The friction actually occurs when there is a lack of shared context. If an SDR is calling a VP of Engineering in San Francisco about technical debt, the VP doesn’t care if the SDR sounds like they are from Mumbai. They care if the SDR understands the specific pain of a release delay caused by legacy code. If the SDR is so focused on their vowel sounds that they miss a subtle cue about the VP’s upcoming board meeting, the connection is lost.
The Script Trap: Fluency vs. Resonance
Most global teams are trained to be "fluent" in a script. Fluency is the ability to speak easily and smoothly. Resonance, however, is the ability to make a message meaningful to the listener.
A fluent rep can breeze through a 30-second elevator pitch without a single grammatical error. A resonant rep can hear a prospect say, "We’re actually moving to a more decentralized model," and immediately pivot the conversation to how their software supports remote team autonomy.
Empathy in sales is the ability to step into the prospect's "Job to be Done." As noted in various studies on buyer psychology, buyers are increasingly looking for partners who understand their industry nuances rather than just vendors who can articulate a feature set.
When you shift the focus from "How do I sound?" to "What is this person actually struggling with today?", the accent becomes a non-issue. In fact, a slight accent can often lend an air of international expertise and diversity, provided the content of the conversation is high-value.
Why Empathy is Harder to Train Than Accent
It is relatively easy to teach someone to say "schedule" with a hard 'k' sound. It is significantly harder to teach a 22-year-old in a different country the nuances of the American healthcare billing cycle or the specific pressures of a Series B startup founder.
Training for empathy requires:
- Business Acumen: Understanding how the prospect’s company makes money and what keeps their CEO up at night.
- Active Listening: The ability to hear what isn't being said—the sighs, the hesitations, and the tone of voice.
- Cultural Context: Knowing that a "busy week" for a New York lawyer means something very different than a "busy week" for a developer in Stockholm.
This is where traditional training falls short.
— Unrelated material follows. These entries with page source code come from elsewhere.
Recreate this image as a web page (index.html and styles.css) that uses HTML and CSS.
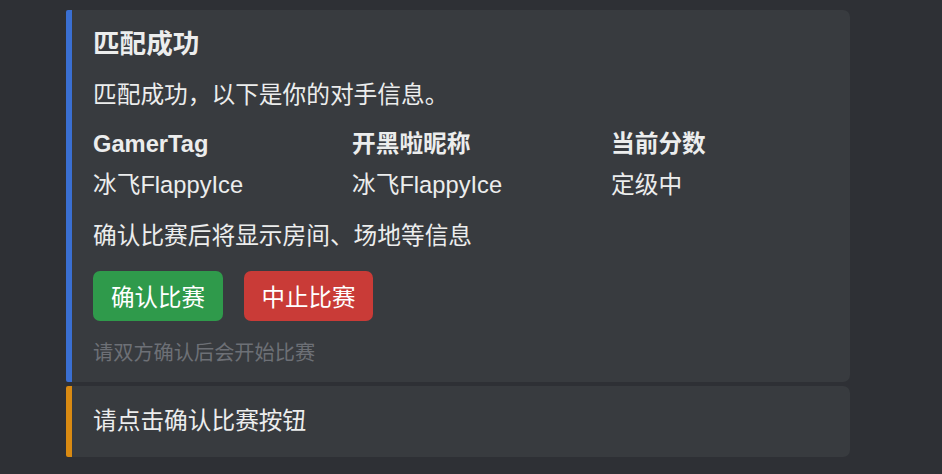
FILE: index.html
```html
<!DOCTYPE html>
<html lang="zh-CN">
<head>
<meta charset="utf-8">
<title>匹配成功</title>
<link rel="stylesheet" href="styles.css">
</head>
<body>
<main class="stack">
  <section class="card card-blue">
    <h1 class="title">匹配成功</h1>
    <p class="lead">匹配成功，以下是你的对手信息。</p>
    <div class="info-grid">
      <div class="th">GamerTag</div>
      <div class="th">开黑啦昵称</div>
      <div class="th">当前分数</div>
      <div class="td">冰飞FlappyIce</div>
      <div class="td">冰飞FlappyIce</div>
      <div class="td">定级中</div>
    </div>
    <p class="note">确认比赛后将显示房间、场地等信息</p>
    <div class="actions">
      <button class="btn btn-green">确认比赛</button>
      <button class="btn btn-red">中止比赛</button>
    </div>
    <p class="hint">请双方确认后会开始比赛</p>
  </section>
  <section class="card card-orange">
    <p class="msg">请点击确认比赛按钮</p>
  </section>
</main>
</body>
</html>
```

FILE: styles.css
```css
html, body {
  margin: 0;
  padding: 0;
  background: #2e3035;
  font-family: "Liberation Sans", "Noto Sans CJK SC", sans-serif;
  color: #eceded;
}

.stack {
  display: flex;
  flex-direction: column;
  gap: 4px;
  width: 784px;
  margin-left: 66px;
  padding-top: 10px;
}

.card {
  background: #383b3f;
  border-radius: 2px 7px 7px 2px;
  border-left: 6px solid #3a6fd2;
  padding: 16px 21px 15px 21px;
}

.card-orange {
  border-left-color: #d98a12;
  padding-top: 18px;
  padding-bottom: 19px;
}

.title {
  margin: 0;
  font-size: 26.6px;
  line-height: 36px;
  font-weight: bold;
}

.lead {
  margin: 16px 0 0;
  font-size: 23.7px;
  line-height: 34px;
}

.info-grid {
  margin-top: 15px;
  display: grid;
  grid-template-columns: repeat(3, 259px);
  row-gap: 7px;
}

.th {
  font-size: 23.7px;
  line-height: 34px;
  font-weight: bold;
}

.td {
  font-size: 23.7px;
  line-height: 34px;
}

.note {
  margin: 17px 0 0;
  font-size: 23.7px;
  line-height: 34px;
}

.actions {
  margin-top: 18px;
  display: flex;
  gap: 21px;
}

.btn {
  height: 50px;
  width: 130px;
  border: none;
  border-radius: 7px;
  color: #ffffff;
  font-family: "Liberation Sans", "Noto Sans CJK SC", sans-serif;
  font-size: 23.5px;
  font-weight: 400;
  padding: 0;
}

.btn-green { background: #2f9a4b; }
.btn-red { background: #c93b37; width: 129px; }

.hint {
  margin: 18px 0 0;
  font-size: 20.2px;
  line-height: 28px;
  color: #6d7076;
}

.msg {
  margin: 0;
  font-size: 23.7px;
  line-height: 34px;
}
```
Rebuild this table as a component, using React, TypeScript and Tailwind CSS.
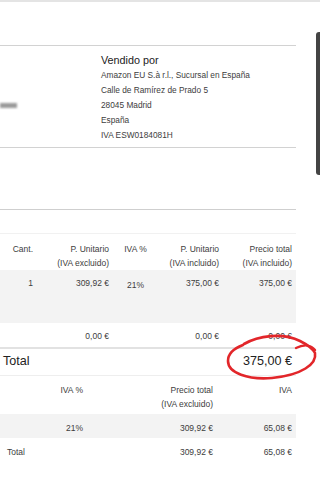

You cannot learn empathy from a PDF or a static video. It requires "battle-testing" in a safe environment. If you are looking for a solution to bridge this gap, Sellerity can help by providing AI-driven role-playing bots that mirror real, difficult customers. These bots don't just test if a rep can follow a script; they test if the rep can handle an objection with emotional intelligence and pivot based on the prospect's mood.
Moving from "Accent Neutralization" to "Contextual Immersion"
To build a world-class global sales team, leaders need to flip the script on their training priorities. Here is a framework for shifting the focus from accent to empathy:
1. Prioritize Industry Knowledge Over Phonetics
Spend more time on "A Day in the Life" sessions. If your team is selling to HR Directors, they should know the difference between an ATS and an HCM, and they should know that Q4 is usually "open enrollment" hell. When a rep speaks the language of the industry, their physical accent disappears into the background.
2. Teach "Tactical Empathy"
Borrowed from the world of hostage negotiation, tactical empathy involves labeling the prospect's emotions. Instead of ignoring a prospect’s frustrated tone, a rep should be trained to say, "It sounds like you’ve been burned by similar tools in the past." This demonstrates that the rep is listening, which is the fastest way to build trust across any cultural divide.
3. Use Conversation Intelligence to Identify the "Why"
Don't just listen to calls to check for "pronunciation." Use conversation intelligence tools to find the moments where the prospect disengaged. Did they stop talking after a long feature dump? Did they sound annoyed when the rep interrupted them? Sellerity’s suite allows managers to analyze these real calls to see if the breakdown was linguistic or, more likely, a failure to validate the prospect's concerns.
4. Practice High-Stakes Scenarios
The reason reps fall back on "robotic" delivery is fear. When we are nervous, we cling to what is safe—the script. By using AI role-playing, global reps can practice responding to a "hostile" American or European buyer hundreds of times before they ever pick up the phone. This builds "muscle memory" for empathy, allowing the rep to remain calm and curious rather than defensive and scripted.
The Competitive Advantage of a Global Team
The irony of the accent obsession is that global teams have a massive inherent advantage: they are often more resilient, more hungry, and more adaptable than local teams. When you layer true business empathy on top of that work ethic, you create a powerhouse.
A rep in Cape Town or Bogota who truly understands the pain points of a CTO in London is a much more valuable asset than a local rep who is "dialing it in." The goal should never be to hide where your team is from. The goal should be to make the prospect feel so understood that they don't care where the call is coming from.
Conclusion
It’s time to retire the "accent neutralization" coaches and hire "business context" coaches. The future of global sales isn't about sounding like everyone else; it’s about understanding the buyer better than anyone else.
If your outbound metrics are stalling, don't look at the phonetics. Look at the empathy. Are your reps asking the right questions? Are they pausing to listen? Are they connecting the dots between your product and the buyer's survival?
When the empathy is right, the accent is just a detail. When the empathy is missing, the perfect accent won't save the deal. Focus on the human connection, leverage tools like Sellerity to scale that training, and watch your global team outperform the locals.